• **Information shown**:
══════

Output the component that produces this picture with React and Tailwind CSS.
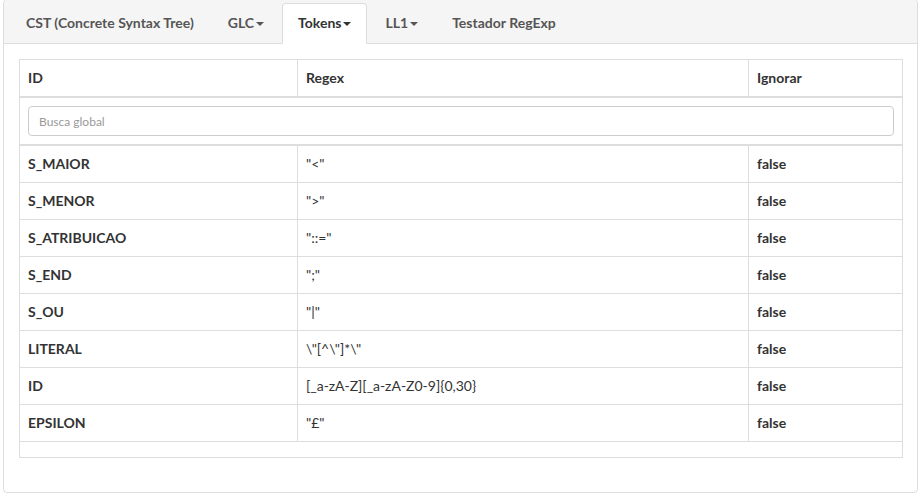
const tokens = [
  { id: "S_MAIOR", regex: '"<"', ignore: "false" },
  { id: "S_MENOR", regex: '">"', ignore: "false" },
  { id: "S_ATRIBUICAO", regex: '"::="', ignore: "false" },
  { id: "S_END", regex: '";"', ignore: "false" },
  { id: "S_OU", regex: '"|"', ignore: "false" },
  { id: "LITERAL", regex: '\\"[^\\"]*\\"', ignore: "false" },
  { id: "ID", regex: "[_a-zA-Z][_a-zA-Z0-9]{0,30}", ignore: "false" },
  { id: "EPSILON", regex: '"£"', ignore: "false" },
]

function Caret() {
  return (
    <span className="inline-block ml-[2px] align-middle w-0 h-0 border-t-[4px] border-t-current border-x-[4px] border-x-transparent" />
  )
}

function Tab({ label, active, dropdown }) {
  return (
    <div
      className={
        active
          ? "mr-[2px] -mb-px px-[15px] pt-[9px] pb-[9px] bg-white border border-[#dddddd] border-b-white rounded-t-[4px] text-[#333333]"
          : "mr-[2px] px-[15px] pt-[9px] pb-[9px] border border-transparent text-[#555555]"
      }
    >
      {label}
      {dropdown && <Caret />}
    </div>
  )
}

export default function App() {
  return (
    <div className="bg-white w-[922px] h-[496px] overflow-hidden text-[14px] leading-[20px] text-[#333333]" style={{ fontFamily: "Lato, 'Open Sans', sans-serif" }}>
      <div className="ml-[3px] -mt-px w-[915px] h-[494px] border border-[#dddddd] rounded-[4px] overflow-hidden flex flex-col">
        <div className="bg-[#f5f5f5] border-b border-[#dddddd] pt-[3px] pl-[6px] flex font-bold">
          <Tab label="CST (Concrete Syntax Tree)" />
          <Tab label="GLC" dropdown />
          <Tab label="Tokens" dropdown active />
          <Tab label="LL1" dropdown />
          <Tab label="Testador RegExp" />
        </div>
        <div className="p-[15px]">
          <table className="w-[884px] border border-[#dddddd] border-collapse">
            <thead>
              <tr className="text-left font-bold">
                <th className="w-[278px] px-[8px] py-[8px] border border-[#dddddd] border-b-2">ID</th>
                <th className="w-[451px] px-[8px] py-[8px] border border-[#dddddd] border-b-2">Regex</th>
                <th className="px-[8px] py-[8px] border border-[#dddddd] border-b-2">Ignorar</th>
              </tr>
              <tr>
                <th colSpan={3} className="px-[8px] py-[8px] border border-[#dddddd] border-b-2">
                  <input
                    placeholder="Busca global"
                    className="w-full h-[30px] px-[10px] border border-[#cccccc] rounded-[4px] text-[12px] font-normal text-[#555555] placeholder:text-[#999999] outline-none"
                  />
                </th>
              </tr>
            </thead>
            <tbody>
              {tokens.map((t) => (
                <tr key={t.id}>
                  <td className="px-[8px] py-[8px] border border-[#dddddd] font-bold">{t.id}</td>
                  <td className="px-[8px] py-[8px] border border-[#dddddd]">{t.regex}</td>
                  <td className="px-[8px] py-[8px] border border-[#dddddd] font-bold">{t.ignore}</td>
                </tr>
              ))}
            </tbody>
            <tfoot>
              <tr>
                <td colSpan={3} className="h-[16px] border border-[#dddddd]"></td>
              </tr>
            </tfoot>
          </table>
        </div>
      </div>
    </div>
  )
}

══════

• **To do**:
Print the complete listing exactly as it stands, without its pictures.

• **Worked solution**:
Output the component that produces this picture with React and Tailwind CSS.
const tokens = [
  { id: "S_MAIOR", regex: '"<"', ignore: "false" },
  { id: "S_MENOR", regex: '">"', ignore: "false" },
  { id: "S_ATRIBUICAO", regex: '"::="', ignore: "false" },
  { id: "S_END", regex: '";"', ignore: "false" },
  { id: "S_OU", regex: '"|"', ignore: "false" },
  { id: "LITERAL", regex: '\\"[^\\"]*\\"', ignore: "false" },
  { id: "ID", regex: "[_a-zA-Z][_a-zA-Z0-9]{0,30}", ignore: "false" },
  { id: "EPSILON", regex: '"£"', ignore: "false" },
]

function Caret() {
  return (
    <span className="inline-block ml-[2px] align-middle w-0 h-0 border-t-[4px] border-t-current border-x-[4px] border-x-transparent" />
  )
}

function Tab({ label, active, dropdown }) {
  return (
    <div
      className={
        active
          ? "mr-[2px] -mb-px px-[15px] pt-[9px] pb-[9px] bg-white border border-[#dddddd] border-b-white rounded-t-[4px] text-[#333333]"
          : "mr-[2px] px-[15px] pt-[9px] pb-[9px] border border-transparent text-[#555555]"
      }
    >
      {label}
      {dropdown && <Caret />}
    </div>
  )
}

export default function App() {
  return (
    <div className="bg-white w-[922px] h-[496px] overflow-hidden text-[14px] leading-[20px] text-[#333333]" style={{ fontFamily: "Lato, 'Open Sans', sans-serif" }}>
      <div className="ml-[3px] -mt-px w-[915px] h-[494px] border border-[#dddddd] rounded-[4px] overflow-hidden flex flex-col">
        <div className="bg-[#f5f5f5] border-b border-[#dddddd] pt-[3px] pl-[6px] flex font-bold">
          <Tab label="CST (Concrete Syntax Tree)" />
          <Tab label="GLC" dropdown />
          <Tab label="Tokens" dropdown active />
          <Tab label="LL1" dropdown />
          <Tab label="Testador RegExp" />
        </div>
        <div className="p-[15px]">
          <table className="w-[884px] border border-[#dddddd] border-collapse">
            <thead>
              <tr className="text-left font-bold">
                <th className="w-[278px] px-[8px] py-[8px] border border-[#dddddd] border-b-2">ID</th>
                <th className="w-[451px] px-[8px] py-[8px] border border-[#dddddd] border-b-2">Regex</th>
                <th className="px-[8px] py-[8px] border border-[#dddddd] border-b-2">Ignorar</th>
              </tr>
              <tr>
                <th colSpan={3} className="px-[8px] py-[8px] border border-[#dddddd] border-b-2">
                  <input
                    placeholder="Busca global"
                    className="w-full h-[30px] px-[10px] border border-[#cccccc] rounded-[4px] text-[12px] font-normal text-[#555555] placeholder:text-[#999999] outline-none"
                  />
                </th>
              </tr>
            </thead>
            <tbody>
              {tokens.map((t) => (
                <tr key={t.id}>
                  <td className="px-[8px] py-[8px] border border-[#dddddd] font-bold">{t.id}</td>
                  <td className="px-[8px] py-[8px] border border-[#dddddd]">{t.regex}</td>
                  <td className="px-[8px] py-[8px] border border-[#dddddd] font-bold">{t.ignore}</td>
                </tr>
              ))}
            </tbody>
            <tfoot>
              <tr>
                <td colSpan={3} className="h-[16px] border border-[#dddddd]"></td>
              </tr>
            </tfoot>
          </table>
        </div>
      </div>
    </div>
  )
}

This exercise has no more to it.